Second, we need to break down the stark separation between work and home life. This is an efficient model for profit-driven capitalist production. But it is not conducive to human beings reaching their full potential, being happy and connecting meaningfully with others. This means integrating the production of what people need with the necessary work of caring for others. This is the only way to eliminate the compartmentalisation of women’s lives, which often makes them feel they cannot do anything satisfactorily. This sort of change is incompatible with capitalism and the profit-making that is its sole objective.

Therefore, to liberate women, we need to get rid of capitalism.
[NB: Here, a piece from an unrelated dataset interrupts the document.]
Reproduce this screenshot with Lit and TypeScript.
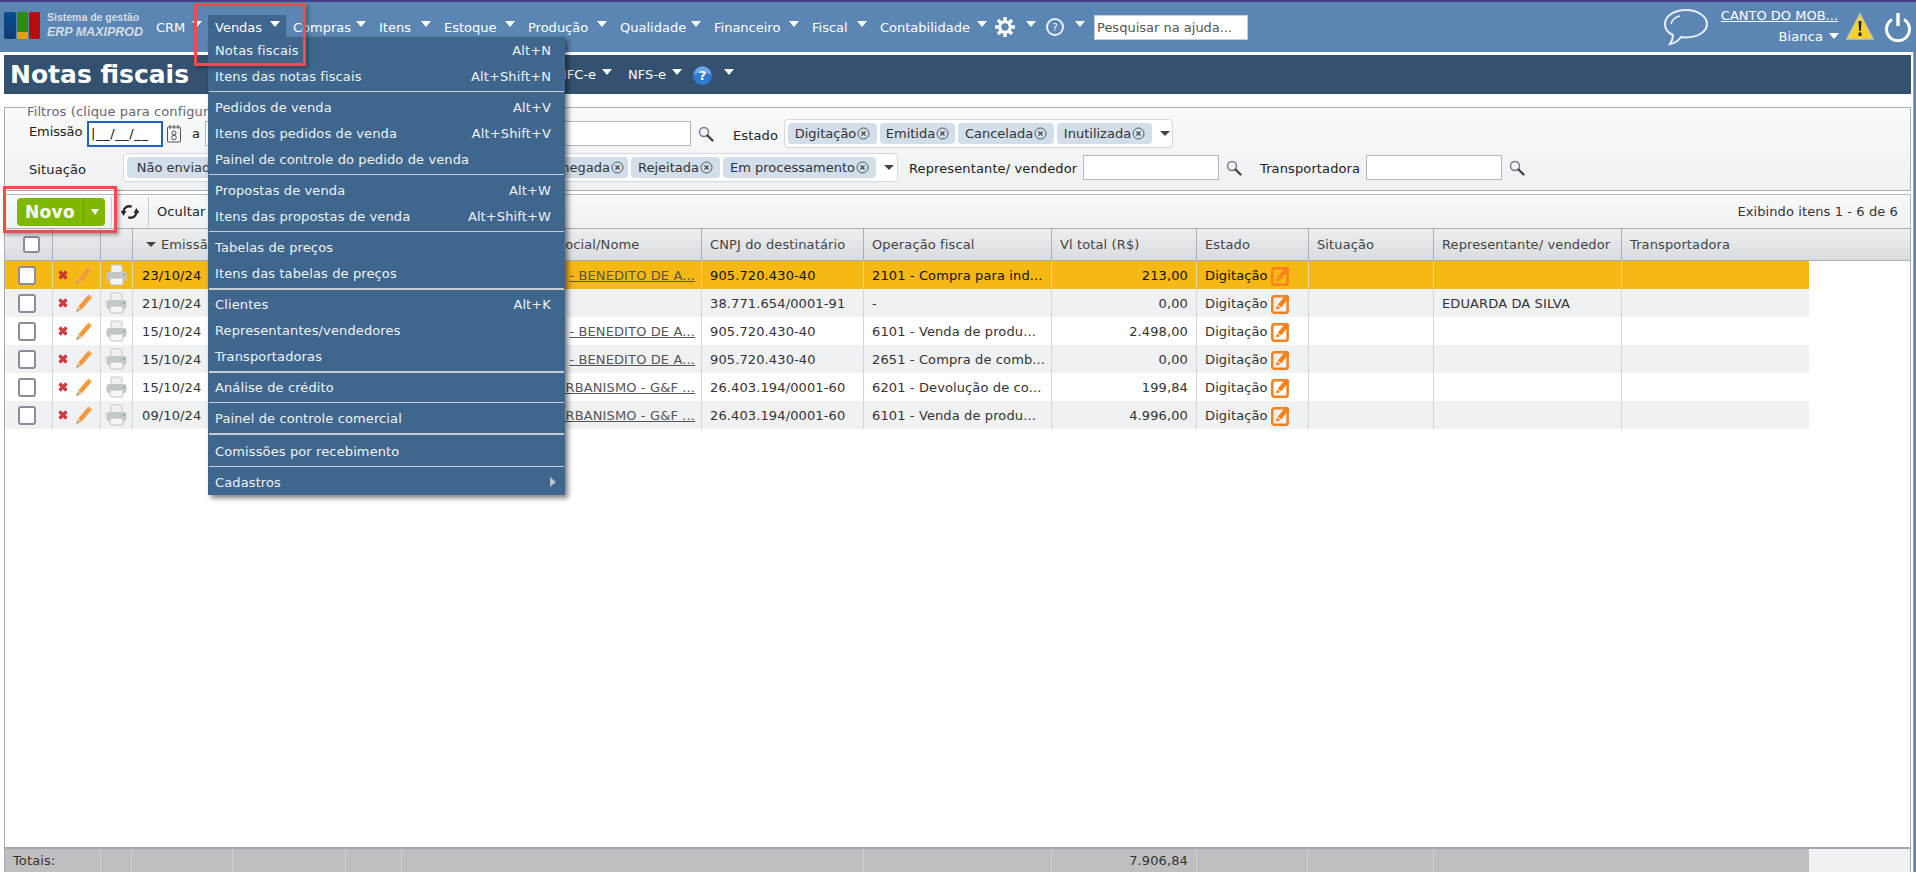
import { LitElement, html, css } from "lit";
import { customElement } from "lit/decorators.js";

const NAV: [string, number][] = [
  ["CRM", 59], ["Vendas", 78], ["Compras", 86], ["Itens", 65], ["Estoque", 84], ["Produção", 92],
  ["Qualidade", 94], ["Financeiro", 98], ["Fiscal", 68], ["Contabilidade", 120],
];

type MI = [string, string?];
const MENU: { items: MI[]; sep: string }[] = [
  { items: [["Notas fiscais", "Alt+N"], ["Itens das notas fiscais", "Alt+Shift+N"]], sep: "thin" },
  { items: [["Pedidos de venda", "Alt+V"], ["Itens dos pedidos de venda", "Alt+Shift+V"], ["Painel de controle do pedido de venda"]], sep: "thin" },
  { items: [["Propostas de venda", "Alt+W"], ["Itens das propostas de venda", "Alt+Shift+W"]], sep: "thin" },
  { items: [["Tabelas de preços"], ["Itens das tabelas de preços"]], sep: "thick" },
  { items: [["Clientes", "Alt+K"], ["Representantes/vendedores"], ["Transportadoras"]], sep: "thick" },
  { items: [["Análise de crédito"]], sep: "thin" },
  { items: [["Painel de controle comercial"]], sep: "thick wide" },
  { items: [["Comissões por recebimento"]], sep: "thin" },
];

const ROWS = [
  ["23/10/24", "- BENEDITO DE A...", "905.720.430-40", "2101 - Compra para ind...", "213,00", ""],
  ["21/10/24", "", "38.771.654/0001-91", "-", "0,00", "EDUARDA DA SILVA"],
  ["15/10/24", "- BENEDITO DE A...", "905.720.430-40", "6101 - Venda de produ...", "2.498,00", ""],
  ["15/10/24", "- BENEDITO DE A...", "905.720.430-40", "2651 - Compra de comb...", "0,00", ""],
  ["15/10/24", "URBANISMO - G&F ...", "26.403.194/0001-60", "6201 - Devolução de co...", "199,84", ""],
  ["09/10/24", "URBANISMO - G&F ...", "26.403.194/0001-60", "6101 - Venda de produ...", "4.996,00", ""],
];

const searchIcon = html`<svg class="search" width="16" height="16" viewBox="0 0 16 16"><circle cx="6" cy="6" r="4.5" fill="#eef2f5" stroke="#778" stroke-width="1.4"/><path d="M9.5 9.5 14.5 14.5" stroke="#444" stroke-width="2.4" stroke-linecap="round"/></svg>`;
const xIcon = html`<svg width="10" height="10" viewBox="0 0 10 10"><path d="M1.5 1.5 8.5 8.5M8.5 1.5 1.5 8.5" stroke="#c4282e" stroke-width="3.2" stroke-opacity=".9"/></svg>`;
const pencilIcon = html`<svg width="18" height="20" viewBox="0 0 18 20"><path d="M15.200 3 5 15" stroke="#ee9a3a" stroke-width="4.6"/><path d="M14.200 1.800 17 4.200 16 5.400 13 3Z" fill="#f6b870"/><path d="M1.500 18.800 2.600 14 6.600 17Z" fill="#d2ab7c"/><path d="M1.500 18.800 1.900 17.200 3 18.200Z" fill="#555"/></svg>`;
const printerIcon = html`<svg width="21" height="22" viewBox="0 0 21 22"><rect x="5" y="1" width="11" height="8" rx="1.500" fill="#eef0f1" stroke="#c6c9cc"/><rect x="0.500" y="8" width="20" height="9" rx="2.500" fill="#c3c7ca"/><rect x="4" y="14" width="13" height="7" rx="1.500" fill="#f4f5f6" stroke="#bcc0c3"/><rect x="17" y="10" width="2" height="2" fill="#7dbb7d"/></svg>`;
const editIcon = html`<svg width="20" height="21" viewBox="0 0 19 20"><rect x="1.200" y="3.200" width="14.600" height="15.600" rx="2" fill="none" stroke="#f8811c" stroke-width="2.400"/><path d="M16 2.500 8 12.500" stroke="#f8811c" stroke-width="4.200"/><path d="M4.800 16 5.600 11.800 9 14.400Z" fill="#f8811c"/></svg>`;
const chipX = html`<svg class="chipx" width="13" height="13" viewBox="0 0 13 13"><circle cx="6.5" cy="6.5" r="5.5" fill="none" stroke="#555" stroke-width="1"/><path d="M4.5 4.5 8.5 8.5M8.5 4.5 4.5 8.5" stroke="#444" stroke-width="1.2"/></svg>`;

@customElement("app-root")
export class AppRoot extends LitElement {
  static styles = css`
    :host { display: block; position: relative; width: 1916px; height: 872px; overflow: hidden; background: #5b86b3;
      font-family: "DejaVu Sans", sans-serif; font-size: 13px; letter-spacing: .12px; color: #333; }
    * { box-sizing: border-box; }
    .top { height: 52px; background: #5b86b3; border-top: 2px solid #46408c; display: flex; align-items: center; color: #fff; }
    .brand { width: 149px; display: flex; }
    .logo { display: flex; padding-left: 4px; align-items: stretch; height: 27px; gap: 1px; margin-top: -3px; }
    .lb { width: 12px; border-radius: 2px; background: linear-gradient(#0a4d94, #0f3a6e); }
    .lg { width: 11px; display: flex; flex-direction: column; }
    .lg i { display: block; flex: 1; background: #2f8a12; border-radius: 2px 2px 0 0; }
    .lg b { display: block; height: 7px; background: #e0a010; }
    .lr { width: 11px; border-radius: 2px; background: #b80d10; }
    .logotext { display: flex; flex-direction: column; margin: -2px 0 0 6px; color: #d3dde8; font-weight: bold; white-space: nowrap; width: 0; letter-spacing: 0; font-family: "Liberation Sans", sans-serif; }
    .logotext span { font-size: 10.5px; line-height: 14px; }
    .logotext em { font-size: 12.500px; line-height: 16px; }
    .nav { height: 25px; display: flex; justify-content: space-between; align-items: center; padding: 0 6px 0 7px; white-space: nowrap; color: #fff; letter-spacing: 0; }
    .nav.on { background: #3f668d; }
    .caret { display: block; width: 0; height: 0; border-left: 5.5px solid transparent; border-right: 5.5px solid transparent; border-top: 6px solid #fff; margin-top: -6px; flex: none; }
    .gear { margin-left: 2px; }
    .ic { display: flex; align-items: center; gap: 11px; }
    .helpc { width: 18px; height: 18px; border: 2px solid #e9eff5; border-radius: 50%; display: flex; align-items: center; justify-content: center; font-size: 11px; color: #e9eff5; margin-left: 10px; letter-spacing: 0; }
    .cgap { margin-left: 11px; }
    .hs { width: 154px; height: 25px; background: #fff; border: 1px solid #ccc; color: #555; padding: 3px 2px; margin-left: 9px; white-space: nowrap; line-height: 17px; letter-spacing: 0; }
    .right { margin-left: auto; display: flex; align-items: center; padding-right: 4px; }
    .acct { display: flex; flex-direction: column; align-items: flex-end; margin-left: 9px; width: 122px; }
    .acct u { line-height: 17px; margin: -3px 2px 0 0; letter-spacing: 0; }
    .acct span { display: flex; align-items: center; gap: 6px; margin-top: 5px; line-height: 16px; }
    .acct .caret { margin-top: -2px; margin-right: 1px; }
    .warn { margin: 0 9px 0 5px; }

    .page { height: 820px; width: 1914px; padding: 3px 2px 0 3px; display: flex; flex-direction: column; background: #fff; border-right: 1px solid #9a9ea6; }
    .title { height: 39px; margin: 0 0 13px 1px; background: #34526f; color: #fff; display: flex; align-items: center; padding-left: 6px; white-space: nowrap; }
    .title h1 { margin: 0; font-size: 25px; font-weight: bold; width: 547px; letter-spacing: 0; }
    .tab { display: flex; align-items: center; gap: 6px; color: #fff; letter-spacing: 0; }
    .tab.a { width: 71px; }
    .tab.b { width: 65px; }
    .qwrap { position: relative; width: 19px; height: 19px; margin-top: 2px; }
    .qwrap span { position: absolute; left: 0; right: 0; top: 1px; text-align: center; color: #fff; font-weight: bold; font-size: 13px; line-height: 17px; }
    .lastc { margin-left: 12px; }

    .filters { height: 84px; margin: 0 0 3px 1px; border: 1px solid #a9aeb4; background: linear-gradient(#f9fafa, #eef0f2); position: relative; padding: 0 0 0 24px; display: flex; flex-direction: column; }
    .legend { position: absolute; left: 21px; top: -4px; color: #667; padding: 0 1px; line-height: 15px; white-space: nowrap; background: linear-gradient(#fff, #f9fafa); }
    .fr { display: flex; align-items: center; white-space: nowrap; }
    .fr1 { height: 29px; margin-top: 11px; }
    .fr2 { height: 29px; margin-top: 5px; }
    .lbl { color: #222; flex: none; }
    .l-em { width: 58px; margin-top: -4px; letter-spacing: -.1px; }
    .l-a { width: 13px; }
    .l-es { width: 51px; margin-top: 4px; }
    .l-si { width: 94px; margin-top: 4px; }
    .l-re { width: 174px; margin: 2px 0 0 11px; }
    .l-tr { width: 100px; margin-top: 2px; }
    .date { width: 76px; height: 26px; border: 2px solid #1e62c8; background: #fff; padding-left: 2px; line-height: 22px; color: #111; letter-spacing: .6px; flex: none; }
    .cal { margin: 0 11px 0 4px; flex: none; }
    .inp { background: #fff; border: 1px solid #b4b8bc; height: 25px; flex: none; }
    .w-long { width: 486px; }
    .w-136 { width: 136px; margin-left: 6px; }
    .w-rep { width: 136px; }
    .sw { display: flex; margin: 0 0 0 7px; flex: none; }
    .sw.g19 { margin-right: 19px; }
    .sw.g18 { margin-right: 18px; }
    .chips { height: 29px; border: 1px solid #d4d8dc; border-radius: 4px; background: #fff; display: flex; align-items: center; padding-left: 3px; gap: 3px; flex: none; }
    .ch1 { width: 389px; }
    .ch2 { width: 775px; }
    .chip { height: 21px; background: #d2deea; border-radius: 4px; display: flex; align-items: center; justify-content: center; gap: 1px; color: #333; flex: none; letter-spacing: 0; overflow: hidden; }
    .chip.end { justify-content: flex-end; padding-right: 4px; }
    .dcaret { display: block; width: 0; height: 0; border-left: 5px solid transparent; border-right: 5px solid transparent; border-top: 5px solid #444; margin-left: 5px; flex: none; }
    .search { flex: none; }

    .toolbar { height: 34px; margin: 0 0 0 1px; border: 1px solid #b4b8bc; border-width: 1px 1px 0 1px; background: linear-gradient(#f8f9f9, #eff1f2); display: flex; align-items: center; white-space: nowrap; }
    .novo { width: 88px; height: 28px; margin-left: 12px; background: #7fb800; border-radius: 4px; display: flex; color: #fff; font-weight: bold; font-size: 17px; align-items: center; letter-spacing: .3px; }
    .novo span { width: 66px; text-align: center; }
    .novo i { width: 22px; height: 28px; border-left: 1px solid #6d9e00; display: flex; align-items: center; justify-content: center; }
    .novo i::before { content: ""; border-left: 4px solid transparent; border-right: 4px solid transparent; border-top: 6px solid #fff; }
    .vsep { width: 1px; height: 30px; background: #c8ccd0; flex: none; }
    .vsep.first { margin-left: 6px; }
    .refresh { margin: 0 9px; flex: none; }
    .count { margin-left: auto; margin-right: 12px; color: #333; letter-spacing: .1px; }
    .ocultar { margin-left: 8px; color: #222; }

    .grid { display: grid; grid-template-columns: 48px 48px 32px 100px 113px 56px 104px 196px 162px 188px 145px 112px 125px 188px 187px; width: 1804px; }
    .head { margin: 0 0 0 1px; height: 33px; border: 1px solid #a9aeb4; background: linear-gradient(#eceef0, #d9dcdf); width: auto; }
    .head .c { border-right: 1px solid #a9aeb4; height: 31px; display: flex; align-items: center; padding-left: 8px; white-space: nowrap; color: #444; overflow: hidden; }
    .head .c.np { padding: 0; }
    .head .c.em { padding-left: 13px; }
    .head .c.em .dcaret { margin: 0 5px 0 0; }
    .ck { width: 18px; height: 19px; background: #fff; border: 2px solid #8c8c9c; border-radius: 3px; flex: none; }
    .head .ck { margin-left: 18px; width: 17px; height: 17px; }
    .side { flex: 1; display: flex; flex-direction: column; border-left: 1px solid #a9aeb4; border-right: 1px solid #a9aeb4; margin: 0 0 0 1px; min-height: 0; }
    .r .c { height: 28px; border-right: 1px solid #d2d4d8; display: flex; align-items: center; padding: 0 8px; white-space: nowrap; overflow: hidden; color: #333; }
    .r:nth-child(even) { background: #f0f1f3; }
    .r.sel { background: #f5b815; }
    .r.sel .c { color: #111; border-right-color: #e8d9a0; }
    .c.cb { padding-left: 13px; }
    .c.ctr { justify-content: center; padding: 0; }
    .c.icons { gap: 7px; padding: 0 0 0 5px; }
    .c.dt { padding-left: 9px; }
    .num { justify-content: flex-end; }
    .c.name { padding-right: 6px; }
    .c.last { border: 0; }
    .c u { color: #555; }
    .r.sel .c u { color: #554; }
    .c.st { gap: 3px; padding: 0 0 0 8px; }
    .spacer { flex: 1; }
    .tot { height: 25px; background: #bfbfbf; display: grid; grid-template-columns: 96px 31px 101px 113px 56px 462px 188px 145px 111px 126px 375px 1fr; border-top: 2px solid #a3a5b3; }
    .tot div { border-right: 1px solid #d0d0d0; display: flex; align-items: center; padding: 0 8px; color: #333; white-space: nowrap; }
    .tot div:last-child { background: #f0f1f3; border: 0; }
    .tot div:nth-last-child(2) { border: 0; }

    .menu { position: absolute; left: 208px; top: 37px; width: 357px; height: 458px; background: #3f668d; color: #eef3f8; box-shadow: 3px 3px 5px rgba(0,0,0,.5); display: flex; flex-direction: column; }
    .mi { height: 26px; flex: none; display: flex; justify-content: space-between; align-items: center; padding: 0 14px 0 7px; white-space: nowrap; }
    .ms { flex: none; margin: 2px 1px; background: #c4ced8; }
    .ms.thin { height: 1px; }
    .ms.thick { height: 2px; margin-bottom: 1px; }
    .ms.wide { margin-bottom: 3px; }
    .arrow { display: block; width: 0; height: 0; border-top: 5.5px solid transparent; border-bottom: 5.5px solid transparent; border-left: 6px solid #b9c3cd; margin-right: -5px; }
    .redbox { position: absolute; border: 3px solid #f04b50; box-shadow: 2px 2px 4px rgba(0,0,0,.35); pointer-events: none; }
    .rb1 { left: 194px; top: 3px; width: 112px; height: 63px; }
    .rb2 { left: 3px; top: 186px; width: 114px; height: 47px; }
  `;

  private chip(t: string, w: number, cls = "") {
    return html`<span class="chip ${cls}" style="width:${w}px">${t}${chipX}</span>`;
  }

  render() {
    return html`
      <div class="top">
        <div class="brand">
          <div class="logo">
            <div class="lb"></div>
            <div class="lg"><i></i><b></b></div>
            <div class="lr"></div>
            <div class="logotext"><span>Sistema de gestão</span><em>ERP MAXIPROD</em></div>
          </div>
        </div>
        ${NAV.map(([n, w]) => html`<div class="nav ${n === "Vendas" ? "on" : ""}" style="width:${w}px">${n}<span class="caret"></span></div>`)}
        <div class="ic">
          <svg class="gear" width="20" height="20" viewBox="0 0 20 20"><g fill="none" stroke="#fff"><circle cx="10" cy="10" r="5.2" stroke-width="3"/><path stroke-width="3.4" d="M10 0v4M10 16v4M0 10h4M16 10h4M3 3l2.8 2.8M14.2 14.2 17 17M17 3l-2.8 2.8M5.8 14.2 3 17"/></g></svg>
          <span class="caret"></span>
        </div>
        <div class="helpc">?</div>
        <span class="caret cgap"></span>
        <div class="hs">Pesquisar na ajuda...</div>
        <div class="right">
          <svg width="46" height="38" viewBox="0 0 46 38"><path d="M23 2C11 2 2 8 2 16c0 5 3 9 8 11 0 3-1 6-3 9 5-1 9-4 11-7 2 .3 3 .4 5 .4 12 0 21-6 21-13.400S35 2 23 2Z" fill="none" stroke="#e8eef4" stroke-width="2"/><path d="M8 16c1-4 4-7 9-8" fill="none" stroke="#e8eef4" stroke-width="1.4"/></svg>
          <div class="acct"><u>CANTO DO MOB...</u><span>Bianca<i class="caret"></i></span></div>
          <svg class="warn" width="30" height="30" viewBox="0 0 30 30"><path d="M15 2 28 27H2Z" fill="#f6d323" stroke="#c9c6b0" stroke-width="1.500"/><path d="M13.500 9h3l-.6 10h-1.800Z" fill="#222"/><rect x="13.500" y="20.500" width="3" height="3.500" fill="#222"/></svg>
          <svg width="28" height="30" viewBox="0 0 28 30"><path d="M8 7.500a11.500 11.500 0 1 0 12 0" fill="none" stroke="#fff" stroke-width="3"/><path d="M14 1v13" stroke="#fff" stroke-width="3.400"/></svg>
        </div>
      </div>

      <div class="page">
        <div class="title">
          <h1>Notas fiscais</h1>
          <span class="tab a">NFC-e<i class="caret"></i></span>
          <span class="tab b">NFS-e<i class="caret"></i></span>
          <span class="qwrap"><svg width="19" height="19" viewBox="0 0 19 19"><circle cx="9.500" cy="9.500" r="9.500" fill="#2f79cf"/><path d="M1 9a8.500 8.500 0 0 1 17 0c-3-3-14-3-17 0Z" fill="#6ea8e6"/></svg><span>?</span></span>
          <i class="caret lastc"></i>
        </div>

        <div class="filters">
          <span class="legend">Filtros (clique para configurar)</span>
          <div class="fr fr1">
            <span class="lbl l-em">Emissão</span>
            <div class="date">|__/__/__</div>
            <svg class="cal" width="14" height="18" viewBox="0 0 14 18"><rect x="0.500" y="2" width="13" height="15" rx="1" fill="#f5f5f5" stroke="#555"/><path d="M3 0v4M7 0v4M11 0v4" stroke="#555"/><circle cx="7" cy="8" r="2" fill="none" stroke="#555"/><circle cx="7" cy="12.500" r="2.300" fill="none" stroke="#555"/></svg>
            <span class="lbl l-a">a</span>
            <div class="inp w-long"></div>
            <span class="sw g19">${searchIcon}</span>
            <span class="lbl l-es">Estado</span>
            <div class="chips ch1">
              ${this.chip("Digitação", 89)}${this.chip("Emitida", 75)}${this.chip("Cancelada", 96)}${this.chip("Inutilizada", 95)}<i class="dcaret"></i>
            </div>
          </div>
          <div class="fr fr2">
            <span class="lbl l-si">Situação</span>
            <div class="chips ch2">
              ${this.chip("Não enviada", 115)}
              ${this.chip("Denegada", 383, "end")}
              ${this.chip("Rejeitada", 89)}${this.chip("Em processamento", 153)}<i class="dcaret"></i>
            </div>
            <span class="lbl l-re">Representante/ vendedor</span>
            <div class="inp w-rep"></div>
            <span class="sw g18">${searchIcon}</span>
            <span class="lbl l-tr">Transportadora</span>
            <div class="inp w-136"></div>
            <span class="sw">${searchIcon}</span>
          </div>
        </div>

        <div class="toolbar">
          <div class="novo"><span>Novo</span><i></i></div>
          <div class="vsep first"></div>
          <svg class="refresh" width="18" height="16" viewBox="0 0 20 18"><g fill="none" stroke="#2a2a2a" stroke-width="2.600"><path d="M12 3C6.500 1.500 3 4 2.800 9"/><path d="M8 15c5.500 1.500 9-1 9.200-6"/></g><path d="M-.5 8h6.500L2.800 13.500ZM14 10h6.500L17.200 4.500Z" fill="#2a2a2a"/></svg>
          <div class="vsep"></div>
          <span class="ocultar">Ocultar filtros</span>
          <span class="count">Exibindo itens 1 - 6 de 6</span>
        </div>

        <div class="head grid">
          <div class="c np"><span class="ck"></span></div>
          <div class="c"></div><div class="c"></div>
          <div class="c em"><i class="dcaret"></i>Emissão</div>
          <div class="c"></div><div class="c"></div><div class="c"></div>
          <div class="c">Razão social/Nome</div>
          <div class="c">CNPJ do destinatário</div>
          <div class="c">Operação fiscal</div>
          <div class="c">Vl total (R$)</div>
          <div class="c">Estado</div>
          <div class="c">Situação</div>
          <div class="c">Representante/ vendedor</div>
          <div class="c last">Transportadora</div>
        </div>

        <div class="side">
          <div class="rows">
            ${ROWS.map((r, i) => html`
              <div class="r grid ${i === 0 ? "sel" : ""}">
                <div class="c cb"><span class="ck"></span></div>
                <div class="c icons">${xIcon}${pencilIcon}</div>
                <div class="c ctr">${printerIcon}</div>
                <div class="c dt">${r[0]}</div>
                <div class="c"></div><div class="c"></div><div class="c"></div>
                <div class="c num name"><u>${r[1]}</u></div>
                <div class="c">${r[2]}</div>
                <div class="c">${r[3]}</div>
                <div class="c num">${r[4]}</div>
                <div class="c st">Digitação${editIcon}</div>
                <div class="c"></div>
                <div class="c">${r[5]}</div>
                <div class="c last"></div>
              </div>`)}
          </div>
          <div class="spacer"></div>
          <div class="tot">
            <div>Totais:</div><div></div><div></div><div></div><div></div><div></div><div></div>
            <div class="num">7.906,84</div>
            <div></div><div></div><div></div><div></div>
          </div>
        </div>
      </div>

      <div class="menu">
        ${MENU.map((g) => html`
          ${g.items.map(([a, b]) => html`<div class="mi"><span>${a}</span><span>${b ?? ""}</span></div>`)}
          <div class="ms ${g.sep}"></div>`)}
        <div class="mi"><span>Cadastros</span><i class="arrow"></i></div>
      </div>
      <div class="redbox rb1"></div>
      <div class="redbox rb2"></div>
    `;
  }
}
We need a revolution, in which the mass of workers take control of the world around them and decide, based on what is in their collective interests rather than those of a wealthy elite, how to organise production and distribution.

Such a revolution could call into question every aspect of life and social organisation, and unleash the creativity and potential of the mass of people to solve problems that capitalism simply can’t, of which just one is eliminating gender inequality. Things that seem impossible to change, or that we’re told are the inevitable result of human nature, can be challenged when workers and the oppressed start acting together, discovering their power and thinking of new ways to work and live. This is what socialist revolution is all about and is the starting point in the fight for a world without sexism and oppression of any sort.